G20 Berpeluang Capai Kesepakatan untuk Mengakhiri Penggunaan Batu Bara
Kelompok 20 negara berpotensi membuat kesepakatan untuk mengakhiri pembiayaan proyek batu bara internasional pada pekan ini dalam pertemuan di Roma. Hal ini akan menandai langkah terbesar yang telah diambil pemerintah berbagai negara untuk menghapus bahan bakar fosil paling kotor.
“Kesepakatan seperti itu dapat mengurangi emisi karbon dioksida hingga 230 juta ton per tahun,” kata Direktur Program di Global Energy Monitor Christine Shearer dikutip dari Bloomberg.
Pengurangan emisi karbon tersebut hampir setara dengan emisi tahunan gabungan Belgia dan Nigeria, sebagian besar datang dari Cina. Pada September, masih terdapat 44 dari 50 rencana proyek batu bara internasional di berbagai negara yang telah mendapat kesepakatan pendanaan.
“Kesepakatan untuk mengakhiri pembiayaan batu bara secara Internasional pada tingkat G-20 akan menjadi awal dari berakhirnya pembangkit listrik batu bara baru di sebagian besar dunia,” kata Shearer.
Kesepakatan terbaru ini akan membuat proyek batu bara tidak menarik lagi untuk dibiayai dan memberikan prospek ekonomi yang buruk bagi pembangkit batu bara baru.
Pakta tersebut tidak memenuhi harapan Inggris dan Italia bahwa ekonomi utama dunia akan setuju untuk menghentikan penggunaan batu bara domestik sebelum pembicaraan iklim PBB dimulai di Glasgow, Skotlandia, segera setelah pertemuan G-20.
Namun, tujuan yang lebih kecil yakni mengakhiri pembiayaan luar negeri untuk proyek batu bara sempat menjadi sesuatu yang mungkin sulit dicapai hingga Presiden Cina Xi Jinping mengatakan kepada Majelis Umum PBB pada September bahwa negaranya akan berhenti membangun pembangkit di luar negeri.
Momen itu adalah titik balik setelah Cina selama berbulan-bulan menantang negosiasi internasional tentang masa depan batu bara. Pada awal tahun, pemerintah Italia, yang memegang kepresidenan bergilir G-20 mengatakan ingin negara-negara setuju untuk mengakhiri pembakaran batu bara.

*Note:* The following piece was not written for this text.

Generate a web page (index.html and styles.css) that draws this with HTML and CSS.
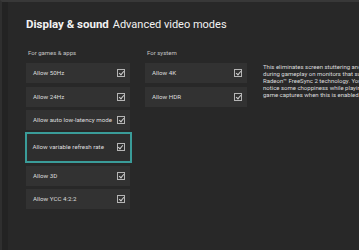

Negara-negara Eropa tengah berupaya mengakhiri penggunaan batu bara di dalam negeri. Salah satunya oleh Inggris yang berencana menutup semua pembangkit listrik batu bara domestik dalam beberapa tahun ke depan. Namun, Cina sepertinya belum siap untuk mengambil langkah itu.
Pada Juni, Inggris meminta para pemimpin Kelompok Tujuh untuk mengakhiri penggunaan batu bara domestik. Namun, Presiden AS Joe Biden tidak menyejui usulan ini sehingga kelompok tujuh negara terkaya ini membuat kesepakatan yang lebih kecil, yakni menghentikan pembiayaan pembangkit listrik tenaga batu bara baru di luar negara mereka sendiri.
Kini, pertemuan G20 berpotensi mencapai kesepakatan serupa. Di kelompok negara ini ada Cina, India, dan Indonesia yang bergantung pada batu bara. Ini merupakan langkah penting, tetapi masih menyisakan tugas besar di depan terkait penggunaan batu bara domestik.
Pembangkit batu bara dengan kapasitas mencapai 38 gigawatt berhasil ditutup pada 2020, memecahkan rekor terbesar sepanjang sejarah. Langkah ini paling banyak dilakukan AS dan Eropa. Namun, rekor penutupan ini kalah oleh pembangkit baru yang direncanakan untuk dibangun Cina dengan kapasitas total 39 gigawat.
Krisis energi yang mengguncang Eropa dan Asia telah memperkuat argumen dari para pendukung bahan bakar fosil bahwa dunia belum siap untuk melepaskan batu bara, minyak, dan gas. Bisa jadi, negara-negara pencemar terbesar akhirnya memutuskan bahwa mereka tidak siap untuk mengucapkan selamat tinggal pada bahan bakar yang murah dan kotor.
Berbicara di London pada Kamis pagi, Utusan Khusus Iklim Kepresidenan AS John Kerry mengatakan akhir dări penggunaan batu bara tetap menjadi tantangan dan dia berharap teknologi seperti penangkapan dan penyimpanan karbon akan membuat tugas itu lebih mudah.
“Yang kami butuhkan bukanlah banyak tudingan jari dan teriakan pada negara-negara, tetapi untuk menanyakan apa yang kami butuhkan untuk membawa mereka,” katanya.